Provide nothing but the number of lines containing the string "with".
======
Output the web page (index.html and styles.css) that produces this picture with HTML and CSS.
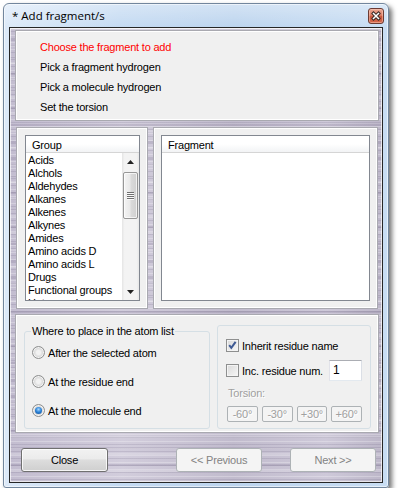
FILE: index.html
```html
<!DOCTYPE html>
<html>
<head>
	<meta charset="utf-8">
	<title>Add fragment/s</title>
	<link rel="stylesheet" href="styles.css">
</head>
<body>
	<div class="window">
		<div class="titlebar">
			<span class="title">* Add fragment/s</span>
			<span class="close_box">
				<svg width="10" height="10" viewBox="0 0 10 10">
					<path d="M2.5 2.5 L7.5 7.5 M7.5 2.5 L2.5 7.5" stroke="#3b2a27" stroke-width="3.4" stroke-linecap="square"/>
					<path d="M2.5 2.5 L7.5 7.5 M7.5 2.5 L2.5 7.5" stroke="#fff" stroke-width="1.5" stroke-linecap="square"/>
				</svg>
			</span>
		</div>
		<div class="client">
			<div class="panel steps">
				<div class="step current">Choose the fragment to add</div>
				<div class="step">Pick a fragment hydrogen</div>
				<div class="step">Pick a molecule hydrogen</div>
				<div class="step">Set the torsion</div>
			</div>

			<div class="middle">
				<div class="panel list_panel group_panel">
					<div class="listview">
						<div class="lv_header">Group</div>
						<div class="lv_body">
							<ul class="lv_items">
								<li>Acids</li>
								<li>Alchols</li>
								<li>Aldehydes</li>
								<li>Alkanes</li>
								<li>Alkenes</li>
								<li>Alkynes</li>
								<li>Amides</li>
								<li>Amino acids D</li>
								<li>Amino acids L</li>
								<li>Drugs</li>
								<li>Functional groups</li>
								<li>Heterocycles</li>
							</ul>
							<div class="scrollbar">
								<div class="sb_btn">
									<svg width="7" height="4" viewBox="0 0 7 4"><path d="M0 4 L3.5 0 L7 4 Z" fill="#222"/></svg>
								</div>
								<div class="sb_thumb">
									<svg width="7" height="8" viewBox="0 0 7 8">
										<path d="M0 0.5h7M0 2.5h7M0 4.5h7M0 6.5h7" stroke="#707070"/>
										<path d="M0 1.5h7M0 3.5h7M0 5.5h7M0 7.5h7" stroke="#fafafa"/>
									</svg>
								</div>
								<div class="sb_track"></div>
								<div class="sb_btn">
									<svg width="7" height="4" viewBox="0 0 7 4"><path d="M0 0 L3.5 4 L7 0 Z" fill="#222"/></svg>
								</div>
							</div>
						</div>
					</div>
				</div>
				<div class="panel list_panel fragment_panel">
					<div class="listview">
						<div class="lv_header">Fragment</div>
						<div class="lv_body"></div>
					</div>
				</div>
			</div>

			<div class="panel options">
				<fieldset class="place">
					<legend>Where to place in the atom list</legend>
					<div class="radio_row"><span class="radio"></span>After the selected atom</div>
					<div class="radio_row"><span class="radio"></span>At the residue end</div>
					<div class="radio_row"><span class="radio on"></span>At the molecule end</div>
				</fieldset>
				<div class="residue">
					<div class="check_row">
						<span class="checkbox">
							<svg width="11" height="11" viewBox="0 0 11 11"><path d="M2.2 5.2 L4.3 7.8 L8.6 1.8" fill="none" stroke="#3f5a94" stroke-width="2"/></svg>
						</span>
						Inherit residue name
					</div>
					<div class="check_row inc">
						<span class="checkbox"></span>
						Inc. residue num.
						<span class="edit">1</span>
					</div>
					<div class="torsion_label">Torsion:</div>
					<div class="torsion_buttons">
						<span class="tbtn">-60°</span>
						<span class="tbtn">-30°</span>
						<span class="tbtn">+30°</span>
						<span class="tbtn">+60°</span>
					</div>
				</div>
			</div>

			<div class="buttons">
				<button class="btn btn_close">Close</button>
				<button class="btn btn_off btn_prev">&lt;&lt; Previous</button>
				<button class="btn btn_off btn_next">Next &gt;&gt;</button>
			</div>
		</div>
	</div>
</body>
</html>
```

FILE: styles.css
```css
body {
	margin: 0;
	background: #fff;
	font-family: "Liberation Sans", Arial, sans-serif;
	font-size: 11px;
	letter-spacing: -0.2px;
	color: #000;
}

/* window frame */
.window {
	box-sizing: border-box;
	width: 386px;
	height: 485px;
	margin: 3px 0 0 3px;
	padding: 0 5px 4px;
	border: 1px solid #72869d;
	border-radius: 6px 6px 3px 3px;
	background:
		linear-gradient(180deg, rgba(255,255,255,.35), rgba(255,255,255,0) 24px),
		linear-gradient(90deg, #dce9f8 0%, #c4daf2 30%, #bcd4ee 60%, #c8ddf3 100%);
	box-shadow: 3px 3px 5px rgba(0,0,0,.55), inset 0 0 0 1px rgba(255,255,255,.55);
	display: flex;
	flex-direction: column;
}
.titlebar {
	height: 23px;
	display: flex;
	align-items: center;
	padding-left: 3px;
}
.title {
	font-family: "Open Sans", "Noto Sans", sans-serif;
	font-size: 11.5px;
	letter-spacing: 0;
}
.close_box {
	margin-left: auto;
	margin-right: -1px;
	align-self: flex-start;
	margin-top: 4px;
	width: 16px;
	height: 16px;
	box-sizing: border-box;
	border: 1px solid #6b3b33;
	border-radius: 3px;
	background: linear-gradient(#eba894, #dc7e66 45%, #c8543a 55%, #d5694c);
	box-shadow: inset 0 0 0 1px rgba(255,215,200,.45);
	display: flex;
	align-items: center;
	justify-content: center;
}

/* client area with brushed metal */
.client {
	flex: 1;
	border: 1px solid #262626;
	box-shadow: inset 0 0 0 1px rgba(255,255,255,.7);
	padding: 2px 3px 0 5px;
	display: flex;
	flex-direction: column;
	background:
		repeating-linear-gradient(180deg, rgba(255,255,255,.26) 0 1px, transparent 1px 3px, rgba(70,60,95,.13) 3px 4px, transparent 4px 7px),
		repeating-linear-gradient(180deg, rgba(255,255,255,.18) 0 2px, transparent 2px 11px, rgba(60,45,85,.12) 11px 13px, transparent 13px 17px),
		linear-gradient(90deg, #c3bdd0, #d2cddc 30%, #c1bbcd 60%, #cec9d9 85%, #bdb7c9);
}

.panel {
	box-sizing: border-box;
	background: #f0f0f0;
	border: 1px solid #a9a9b0;
	box-shadow: inset 0 0 0 1px #fff;
}

.steps {
	height: 91px;
	padding: 6px 0 0 24px;
}
.step {
	line-height: 20px;
}
.step.current {
	color: #f00;
}

.middle {
	display: flex;
	gap: 5px;
	height: 182px;
	margin: 6px 1px 0;
}
.list_panel {
	display: flex;
	padding: 7px;
}
.group_panel {
	flex: none;
	width: 132px;
	padding-left: 8px;
}
.fragment_panel {
	flex: 1;
}
.listview {
	flex: 1;
	min-width: 0;
	display: flex;
	flex-direction: column;
	border: 1px solid #828790;
	background: #fff;
}
.lv_header {
	flex: none;
	height: 16px;
	line-height: 19px;
	padding-left: 6px;
	border-bottom: 1px solid #d5d5d5;
	background: linear-gradient(#fff, #fff 50%, #f2f3f5);
}
.lv_body {
	flex: 1;
	min-height: 0;
	display: flex;
	overflow: hidden;
}
.lv_items {
	flex: 1;
	list-style: none;
	margin: 0;
	padding: 1px 0 0 2px;
}
.lv_items li {
	height: 13px;
	line-height: 13px;
	white-space: nowrap;
}

.scrollbar {
	flex: none;
	width: 17px;
	display: flex;
	flex-direction: column;
	background: linear-gradient(90deg, #e4e4e4, #f3f3f3 15%, #f3f3f3 85%, #e8e8e8);
}
.sb_btn {
	flex: none;
	height: 17px;
	display: flex;
	align-items: center;
	justify-content: center;
}
.sb_thumb {
	flex: none;
	height: 47px;
	margin: 2px 1px 0;
	box-sizing: border-box;
	border: 1px solid #979797;
	border-radius: 2px;
	background: linear-gradient(90deg, #f4f4f4, #e9e9e9 45%, #dadada 55%, #d0d0d0);
	box-shadow: inset 0 0 0 1px rgba(255,255,255,.7);
	display: flex;
	align-items: center;
	justify-content: center;
}
.sb_track {
	flex: 1;
}

/* options panel */
.options {
	height: 119px;
	margin-top: 5px;
	display: flex;
	gap: 7px;
	padding: 10px 7px 3px 8px;
}
.place {
	flex: none;
	width: 186px;
	box-sizing: border-box;
	margin: 0;
	padding: 0 6px;
	border: 1px solid #d5dfe5;
	border-radius: 3px;
}
.place legend {
	padding: 0 1px;
	line-height: 13px;
}
.radio_row {
	height: 29px;
	display: flex;
	align-items: center;
	gap: 3px;
	padding-left: 1px;
}
.radio {
	flex: none;
	width: 13px;
	height: 13px;
	box-sizing: border-box;
	border: 1px solid #8e8f8f;
	border-radius: 50%;
	background: radial-gradient(circle at 50% 50%, #f2f2f2 0 2px, #dcdcdc 4px, #c9c9c9 6px);
	box-shadow: inset 0 0 0 1px #f4f4f4;
	display: flex;
	align-items: center;
	justify-content: center;
}
.radio.on::after {
	content: "";
	width: 7px;
	height: 7px;
	border-radius: 50%;
	background: radial-gradient(circle at 50% 35%, #a6d6ff 0, #2f86d9 45%, #0b4a98 100%);
}

.residue {
	flex: 1;
	border: 1px solid #d5dfe5;
	border-radius: 3px;
	padding: 13px 8px 0;
}
.check_row {
	height: 13px;
	display: flex;
	align-items: center;
	gap: 3px;
}
.check_row.inc {
	height: 21px;
	margin-top: 8px;
}
.checkbox {
	flex: none;
	width: 13px;
	height: 13px;
	box-sizing: border-box;
	border: 1px solid #8e8f8f;
	background: linear-gradient(135deg, #d9d9d9, #f7f7f7);
	box-shadow: inset 0 0 0 1px #f4f4f4;
	display: flex;
	align-items: center;
	justify-content: center;
}
.edit {
	margin-left: auto;
	width: 33px;
	height: 21px;
	box-sizing: border-box;
	border: 1px solid #abadb3;
	border-color: #abadb3 #dbdfe6 #e3e9ef #e2e3ea;
	background: #fff;
	padding-left: 3px;
	line-height: 19px;
	font-size: 12px;
}
.torsion_label {
	margin: 6px 0 0 2px;
	line-height: 13px;
	color: #a0a0a0;
	text-shadow: 1px 1px 0 #fff;
}
.torsion_buttons {
	display: flex;
	gap: 4px;
	margin: 6px 0 0 1px;
}
.tbtn {
	flex: 1;
	height: 16px;
	box-sizing: border-box;
	border: 1px solid #adb2b5;
	border-radius: 2px;
	background: #f4f4f4;
	color: #a0a0a0;
	text-shadow: 1px 1px 0 #fff;
	text-align: center;
	line-height: 14px;
}

/* bottom buttons */
.buttons {
	display: flex;
	margin: 15px 0 0 6px;
}
.btn {
	height: 24px;
	box-sizing: border-box;
	padding: 0;
	border-radius: 3px;
	font: inherit;
	letter-spacing: inherit;
	text-align: center;
}
.btn_close {
	width: 87px;
	color: #000;
	border: 1px solid #707070;
	background: linear-gradient(#f2f2f2, #ebebeb 45%, #dddddd 50%, #cfcfcf);
	box-shadow: inset 0 0 0 1px rgba(255,255,255,.8);
}
.btn_off {
	width: 86px;
	color: #838383;
	border: 1px solid #adb2b5;
	background: #f4f4f4;
}
.btn_prev {
	margin-left: 68px;
}
.btn_next {
	margin-left: 28px;
}
```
======
- **Full response**: 2